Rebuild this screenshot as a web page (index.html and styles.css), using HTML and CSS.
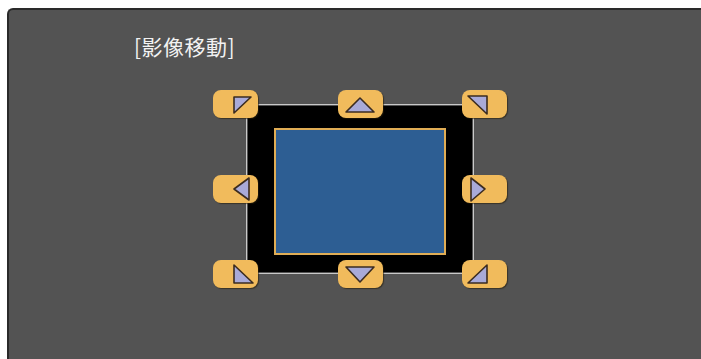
FILE: index.html
```html
<!DOCTYPE html>
<html>
<head>
    <meta charset="utf-8">
    <title>影像移動</title>
    <link rel="stylesheet" href="styles.css">
</head>
<body>
    <div class="panel">
        <h3 class="title">[影像移動]</h3>
        <div class="stage">
            <div class="frame">
                <div class="screen"></div>
            </div>

            <div class="btn tl"><svg viewBox="0 0 45 28"><polygon points="21,7 38,7 21,23"/></svg></div>
            <div class="btn tm"><svg viewBox="0 0 45 28"><polygon points="8,22 22,8 36,22"/></svg></div>
            <div class="btn tr"><svg viewBox="0 0 45 28"><polygon points="6,6 25,6 25,24"/></svg></div>
            <div class="btn ml"><svg viewBox="0 0 45 28"><polygon points="36,3 36,25 21,14"/></svg></div>
            <div class="btn mr"><svg viewBox="0 0 45 28"><polygon points="9,3 9,26 23,14"/></svg></div>
            <div class="btn bl"><svg viewBox="0 0 45 28"><polygon points="21,5 21,23 40,23"/></svg></div>
            <div class="btn bm"><svg viewBox="0 0 45 28"><polygon points="8,7 36,7 22,22"/></svg></div>
            <div class="btn br"><svg viewBox="0 0 45 28"><polygon points="25,5 25,23 6,23"/></svg></div>
        </div>
    </div>
</body>
</html>
```

FILE: styles.css
```css
html, body {
    height: 100%;
}
body {
    margin: 0;
    background-color: #fff;
    font-family: "Noto Sans CJK TC", "Noto Sans", sans-serif;
    overflow: hidden;
}

.panel {
    box-sizing: border-box;
    margin: 8px 0 0 7px;
    height: calc(100% - 8px);
    background-color: #535353;
    border-top: 2px solid #2a2a2a;
    border-left: 2px solid #2a2a2a;
    border-top-left-radius: 6px;
    padding: 26px 0 0 125px;
}

.title {
    margin: 0;
    font-size: 21px;
    font-weight: normal;
    line-height: 21px;
    color: #f2f2f2;
    letter-spacing: 0.5px;
}

.stage {
    position: relative;
    box-sizing: border-box;
    width: 295px;
    height: 198px;
    margin: 33px 0 0 78px;
    padding: 16px 0 0 36px;
}

.frame {
    box-sizing: border-box;
    width: 224px;
    height: 166px;
    padding: 22px 0 0 26px;
    background-color: #000;
    outline: 1px solid #c9c9c9;
    outline-offset: 1px;
}

.screen {
    box-sizing: border-box;
    width: 172px;
    height: 127px;
    background-color: #2d5e93;
    border: 2px solid #e0ad55;
}

/* direction buttons */
.btn {
    position: absolute;
    width: 45px;
    height: 28px;
    border-radius: 8px;
    background-color: #f1bb5c;
    box-shadow: 1px 1px 1px rgba(40, 30, 10, 0.6);
}
.btn svg {
    display: block;
    width: 45px;
    height: 28px;
}
.btn polygon {
    fill: #a9aad8;
    stroke: #3b2c20;
    stroke-width: 1.6;
    stroke-linejoin: round;
}

.tl { left: 1px;   top: 0; }
.tm { left: 126px; top: 0; }
.tr { left: 250px; top: 0; }
.ml { left: 1px;   top: 85px; }
.mr { left: 250px; top: 85px; }
.bl { left: 1px;   top: 170px; }
.bm { left: 126px; top: 170px; }
.br { left: 250px; top: 170px; }
```
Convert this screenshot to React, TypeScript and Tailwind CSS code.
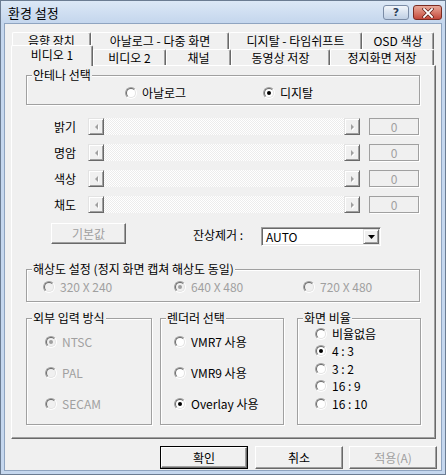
import React from "react";

function Radio({ checked = false, disabled = false }: { checked?: boolean; disabled?: boolean }) {
  return (
    <span className="flex h-[12px] w-[12px] shrink-0 items-center justify-center rounded-full border border-t-[#a0a0a0] border-l-[#a0a0a0] border-r-white border-b-white">
      <span
        className={`flex h-[10px] w-[10px] items-center justify-center rounded-full border border-t-[#696969] border-l-[#696969] border-r-[#e3e3e3] border-b-[#e3e3e3] ${
          disabled ? "bg-[#f0f0f0]" : "bg-white"
        }`}
      >
        {checked && <span className={`h-[4px] w-[4px] rounded-full ${disabled ? "bg-[#a0a0a0]" : "bg-black"}`} />}
      </span>
    </span>
  );
}

function Option({
  label,
  checked,
  disabled,
  className = "",
}: {
  label: string;
  checked?: boolean;
  disabled?: boolean;
  className?: string;
}) {
  return (
    <div className={`flex h-[14px] items-center gap-[5px] ${className}`}>
      <Radio checked={checked} disabled={disabled} />
      <span className={`leading-[14px] ${disabled ? "text-[#a0a0a0]" : "text-black"}`}>{label}</span>
    </div>
  );
}

function Group({ label, className = "", children }: { label: string; className?: string; children?: React.ReactNode }) {
  return (
    <div className={`flex flex-col border border-[#a0a0a0] shadow-[1px_1px_0_#fff,inset_1px_1px_0_#fff] ${className}`}>
      <div className="-mt-[8px] ml-[5px] h-[14px] w-fit bg-[#f0f0f0] px-[1px] leading-[14px]">{label}</div>
      {children}
    </div>
  );
}

function Arrow({ dir }: { dir: "left" | "right" }) {
  return (
    <svg width="5" height="8" viewBox="0 0 5 8">
      {dir === "left" ? (
        <>
          <path d="M4 1 L1 4 L4 7 Z" fill="#ffffff" transform="translate(1 1)" />
          <path d="M4 1 L1 4 L4 7 Z" fill="#a0a0a0" />
        </>
      ) : (
        <>
          <path d="M1 1 L4 4 L1 7 Z" fill="#ffffff" transform="translate(1 1)" />
          <path d="M1 1 L4 4 L1 7 Z" fill="#a0a0a0" />
        </>
      )}
    </svg>
  );
}

function ScrollBtn({ dir }: { dir: "left" | "right" }) {
  return (
    <div className="flex h-[17px] w-[16px] shrink-0 items-center justify-center border border-t-[#e3e3e3] border-l-[#e3e3e3] border-r-[#696969] border-b-[#696969] bg-[#f0f0f0] shadow-[inset_1px_1px_0_#fff,inset_-1px_-1px_0_#a0a0a0]">
      <Arrow dir={dir} />
    </div>
  );
}

function SliderRow({ label }: { label: string }) {
  return (
    <div className="flex h-[17px] items-center">
      <span className="w-[50px] text-right leading-[14px]">{label}</span>
      <div className="ml-[12px] flex">
        <ScrollBtn dir="left" />
        <div className="h-[17px] w-[240px] bg-[repeating-conic-gradient(#ffffff_0%_25%,#ececec_0%_50%)] bg-[length:2px_2px]" />
        <ScrollBtn dir="right" />
      </div>
      <div className="ml-[9px] flex h-[17px] w-[50px] items-center justify-center border border-[#a0a0a0] text-[#a0a0a0] shadow-[1px_1px_0_#fff]">
        0
      </div>
    </div>
  );
}

function Tab({ label, w, h, selected = false }: { label: string; w: string; h: string; selected?: boolean }) {
  return (
    <div
      className={`flex shrink-0 justify-center rounded-t-[2px] border-t border-l border-r border-t-white border-l-white border-r-[#696969] bg-[#f0f0f0] leading-[14px] shadow-[inset_-1px_0_0_#a0a0a0] ${w} ${h} ${
        selected ? "relative z-10 -mb-px items-start pt-[2px]" : "items-center"
      }`}
    >
      {label}
    </div>
  );
}

function PushButton({ label, isDefault = false, disabled = false }: { label: string; isDefault?: boolean; disabled?: boolean }) {
  const inner = (
    <div
      className={`flex h-full w-full items-center justify-center border border-t-white border-l-white border-r-[#696969] border-b-[#696969] shadow-[inset_-1px_-1px_0_#a0a0a0] ${
        disabled ? "text-[#a0a0a0]" : "text-black"
      }`}
    >
      {label}
    </div>
  );
  return isDefault ? (
    <div className="h-[23px] w-[88px] border border-black">{inner}</div>
  ) : (
    <div className="h-[23px] w-[88px]">{inner}</div>
  );
}

export default function App() {
  return (
    <div className="flex h-[475px] w-[446px] flex-col border border-[#6b7c92] bg-[#c5d7ee] font-['Noto_Sans_CJK_KR','Liberation_Sans',sans-serif] text-[12px] text-black">
      {/* title bar */}
      <div className="flex h-[22px] items-start justify-between bg-gradient-to-b from-[#dce8f6] to-[#c4d6ed] pl-[7px] pr-[3px]">
        <span className="mt-[4px] text-[13px] leading-[16px]">환경 설정</span>
        <div className="mt-[4px] flex gap-[4px]">
          <div className="flex h-[15px] w-[26px] items-center justify-center rounded-[3px] border border-[#7b8ca6] bg-gradient-to-b from-[#f2f6fb] to-[#bfcfe4]">
            <span className="font-['DejaVu_Sans',sans-serif] text-[11px] font-bold leading-none text-[#2c3e5a] [text-shadow:0_0_1px_#fff]">?</span>
          </div>
          <div className="flex h-[15px] w-[29px] items-center justify-center rounded-[3px] border border-[#7a2b22] bg-gradient-to-b from-[#e8a899] to-[#c3463a]">
            <svg width="12" height="10" viewBox="0 0 12 10">
              <path d="M2 1 L10 9 M10 1 L2 9" stroke="#5a1a14" strokeWidth="3.2" strokeLinecap="square" />
              <path d="M2 1 L10 9 M10 1 L2 9" stroke="#ffffff" strokeWidth="1.8" strokeLinecap="square" />
            </svg>
          </div>
        </div>
      </div>

      {/* client */}
      <div className="mx-[3px] mb-[3px] flex flex-1 flex-col border border-[#8fa4c0] bg-[#f0f0f0] pl-[6px] pt-[8px]">
        {/* tabs */}
        <div className="flex h-[17px] pl-px">
          <Tab label="음향 장치" w="w-[79px]" h="h-[17px]" />
          <Tab label="아날로그 - 다중 화면" w="w-[138px]" h="h-[17px]" />
          <Tab label="디지탈 - 타임쉬프트" w="w-[133px]" h="h-[17px]" />
          <Tab label="OSD 색상" w="w-[72px]" h="h-[17px]" />
        </div>
        <div className="-mt-[4px] flex h-[20px] items-end">
          <Tab label="비디오 1" w="w-[82px]" h="h-[21px]" selected />
          <Tab label="비디오 2" w="w-[73px]" h="h-[16px]" />
          <Tab label="채널" w="w-[65px]" h="h-[16px]" />
          <Tab label="동영상 저장" w="w-[99px]" h="h-[16px]" />
          <Tab label="정지화면 저장" w="w-[104px]" h="h-[16px]" />
        </div>

        {/* panel */}
        <div className="flex h-[374px] w-[425px] flex-col border border-t-white border-l-white border-r-[#696969] border-b-[#696969] px-[14px] pt-[9px] shadow-[inset_-1px_-1px_0_#a0a0a0]">
          <Group label="안테나 선택" className="h-[30px] w-[394px]">
            <div className="mt-[4px] flex">
              <Option label="아날로그" className="ml-[98px] w-[138px]" />
              <Option label="디지탈" checked />
            </div>
          </Group>

          <div className="mt-[13px] flex flex-col gap-[9px]">
            <SliderRow label="밝기" />
            <SliderRow label="명암" />
            <SliderRow label="색상" />
            <SliderRow label="채도" />
          </div>

          <div className="mt-[10px] flex items-start">
            <div className="ml-[25px] h-[21px] w-[75px]">
              <div className="flex h-full w-full items-center justify-center border border-t-white border-l-white border-r-[#696969] border-b-[#696969] text-[#a0a0a0] shadow-[inset_-1px_-1px_0_#a0a0a0]">
                기본값
              </div>
            </div>
            <span className="ml-[67px] mt-[5px] w-[68px] leading-[14px]">잔상제거 :</span>
            <div className="mt-[4px] flex h-[19px] w-[120px] items-center justify-between border border-t-[#a0a0a0] border-l-[#a0a0a0] border-r-white border-b-white bg-white pl-[4px] pr-px shadow-[inset_1px_1px_0_#696969,inset_-1px_-1px_0_#e3e3e3]">
              <span className="leading-[14px]">AUTO</span>
              <div className="flex h-[15px] w-[16px] items-center justify-center border border-t-[#e3e3e3] border-l-[#e3e3e3] border-r-[#696969] border-b-[#696969] bg-[#f0f0f0] shadow-[inset_1px_1px_0_#fff,inset_-1px_-1px_0_#a0a0a0]">
                <svg width="7" height="4" viewBox="0 0 7 4">
                  <path d="M0 0 H7 L3.5 4 Z" fill="#000" />
                </svg>
              </div>
            </div>
          </div>

          <Group label="해상도 설정 (정지 화면 캡쳐 해상도 동일)" className="mt-[23px] h-[33px] w-[394px]">
            <div className="mt-[4px] flex">
              <Option label="320 X 240" disabled className="ml-[16px] w-[131px]" />
              <Option label="640 X 480" disabled checked className="w-[129px]" />
              <Option label="720 X 480" disabled />
            </div>
          </Group>

          <div className="mt-[16px] flex">
            <Group label="외부 입력 방식" className="h-[107px] w-[126px]">
              <div className="ml-[18px] mt-[10px] flex flex-col gap-[17px]">
                <Option label="NTSC" disabled checked />
                <Option label="PAL" disabled />
                <Option label="SECAM" disabled />
              </div>
            </Group>
            <Group label="렌더러 선택" className="ml-[8px] h-[107px] w-[124px]">
              <div className="ml-[13px] mt-[10px] flex flex-col gap-[17px]">
                <Option label="VMR7 사용" />
                <Option label="VMR9 사용" />
                <Option label="Overlay 사용" checked />
              </div>
            </Group>
            <Group label="화면 비율" className="ml-[13px] h-[107px] w-[124px]">
              <div className="ml-[17px] flex flex-col">
                {[
                  { l: "비율없음", c: false },
                  { l: "4 : 3", c: true },
                  { l: "3 : 2", c: false },
                  { l: "16 : 9", c: false },
                  { l: "16 : 10", c: false },
                ].map((o) => (
                  <div key={o.l} className="flex h-[17.5px] items-center">
                    <Option label={o.l} checked={o.c} />
                  </div>
                ))}
              </div>
            </Group>
          </div>
        </div>

        {/* bottom buttons */}
        <div className="mt-[7px] flex pl-[149px]">
          <PushButton label="확인" isDefault />
          <div className="ml-[7px]">
            <PushButton label="취소" />
          </div>
          <div className="ml-[6px]">
            <PushButton label="적용(A)" disabled />
          </div>
        </div>
      </div>
    </div>
  );
}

# # # # # # #

TASK DIRECTIONS: Collect each line containing the string "React".

PROBLEM SOLUTION:
Convert this screenshot to React, TypeScript and Tailwind CSS code.
import React from "react";
function Group({ label, className = "", children }: { label: string; className?: string; children?: React.ReactNode }) {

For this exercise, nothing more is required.